A decade ago, the St. Louis Rams were on top of the NFL. That might be hard to believe if you hadn't been there.
Before this season's finale, Isaac Bruce remembered in vivid detail his game-deciding touchdown catch that helped beat the Tennessee Titans in the Super Bowl following the 1999 season.
Adjusting to an underthrown pass from Kurt Warner, watching in seeming slow motion as teammates blocked for him and opponents fleetingly gave chase. He had the details down, including the fog from the long-over halftime show that still hung over the field and a stadium that seemed to be on mute.
"The funny thing was, I couldn't hear anything," Bruce said. "I saw people in the end zone, I saw myself on the Jumbotron, I saw on the Jumbotron Orlando Pace with his big paw up in the air celebrating a touchdown before I even got there.
"It was interesting how everything just slowed down."

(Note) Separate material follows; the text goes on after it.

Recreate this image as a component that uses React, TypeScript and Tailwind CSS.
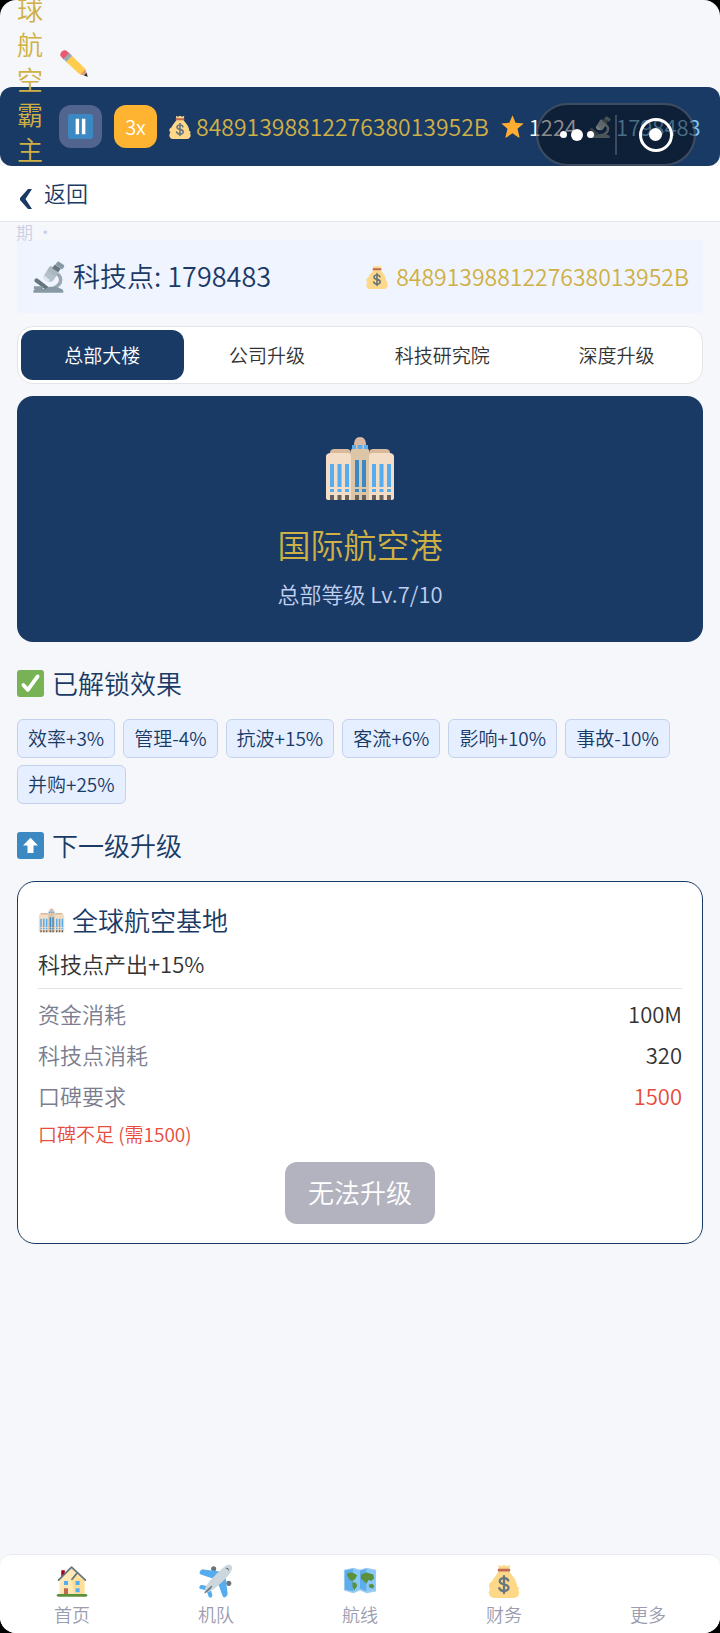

The whole year had an aura of magic, and the Rams seemed a team of destiny while going 13-3 and overwhelming opponents with 66 touchdowns and averaging 33 points.
"Some days it seems like it was just yesterday," said Warner, whose storybook rise fueled the franchise's glory days. "And other days it seems like it's been a long time since I was there and we were kind of doing our thing."
A pre-draft trade for Marshall Faulk, cut loose by the Colts for draft picks, set the stage for the title run and a second Super Bowl appearance later, after the 2001 season. The Rams won only four games in 1998 but came together in Year 3 for a crusty coaching staff headed by Dick Vermeil, with other over-60 hands in key spots.
The only real adversity came in August, when Trent Green was lost for the season with a knee injury sustained in a preseason game. The backup, Warner, threw only a handful of passes the previous season and began '99 as a major unknown.
"There was a point early in the year when I thought 'Wow, maybe this will be interesting,'" said former team president John Shaw, now a consultant to owner Chip Rosenbloom. "It was so exciting."
Mike Martz, the mastermind behind a high-flying offense that scored 500 points three straight seasons, said it was a "special place in time." The Rams were good enough for long enough that wide receiver Torry Holt and Pace, both seven-time Pro Bowlers, landed on the NFL's all-decade team.
"'The Greatest Show on Turf' will probably be remembered as the greatest era in the storied history of the Rams," Rosenbloom said. "With the luxury of hindsight, it seems the achievements of those days were even greater than what we thought back then. It all happened so fast."
Funny now how time flies, how fleeting success can be.
St. Louis hasn't been to the playoffs since 2004, is 6-42 the last three seasons under three head coaches and earned the first overall pick off last year's sad sack 1-15 finish. The previous two years the franchise just missed the booby prize, picking second.
Last year, the Rams were last in the NFL in offense, scoring one or fewer touchdowns in 13 games, and 29th in total defense.
Vermeil's to-the-point assessment: "Well, they're not very good. They don't have enough good players. You'd have to say they're a long ways away. Only one way to go but up."
The new regime of general manager Billy Devaney and coach Steve Spagnuolo tore it all down before last season and paid what they believed to be a short-term price with an ugly, uncompetitive, largely unknown roster falling short every week except one when they beat the two-win Lions.
Spagnuolo favors an aggressive defense complementing a ball-control offense, and said the game plan is sound.
"There will be some tweaking, but there won't be a major change," he said. "You don't do that. You stick with what you believe in."
Rosenbloom is fully behind the leadership team while busying himself attempting to arrange a sale of the franchise to a buyer who'll keep the team in St. Louis. Rosenbloom said Tuesday there's "nothing new" on that front.
"I love the word 'dynasty' and truly believe we have started to lay the foundation to be one someday," Rosenbloom said.
Vermeil likes the staff, too. From experience, he knows there's not a lot of patience for long-term rebuilding.
"Kansas City tried the same thing and Herman Edwards got fired after the second year," Vermeil said. "There are only seven rounds in the draft. You don't get to stay around long if you make too many mistakes."
Consistent with their never-look-back approach during the season, the Rams have little interest revisiting the salad days.
The team dismissed the idea of an in-season gathering since Warner, Bruce, Holt and defensive end Leonard Little were still playing last season (only Little was with the Rams). Vermeil was added to the team's "ring of honor" during the 2008 season, and some team members were introduced at games.
"We tried to recognize the anniversary in the most appropriate way we were able to," Rosenbloom said.
The team twice wore 1999 retro jerseys last season, but talk of a reunion failed to gain any traction.
"The word I got is the new regime doesn't want to look back," Vermeil said. "They'll never have another chance for a 10-year reunion."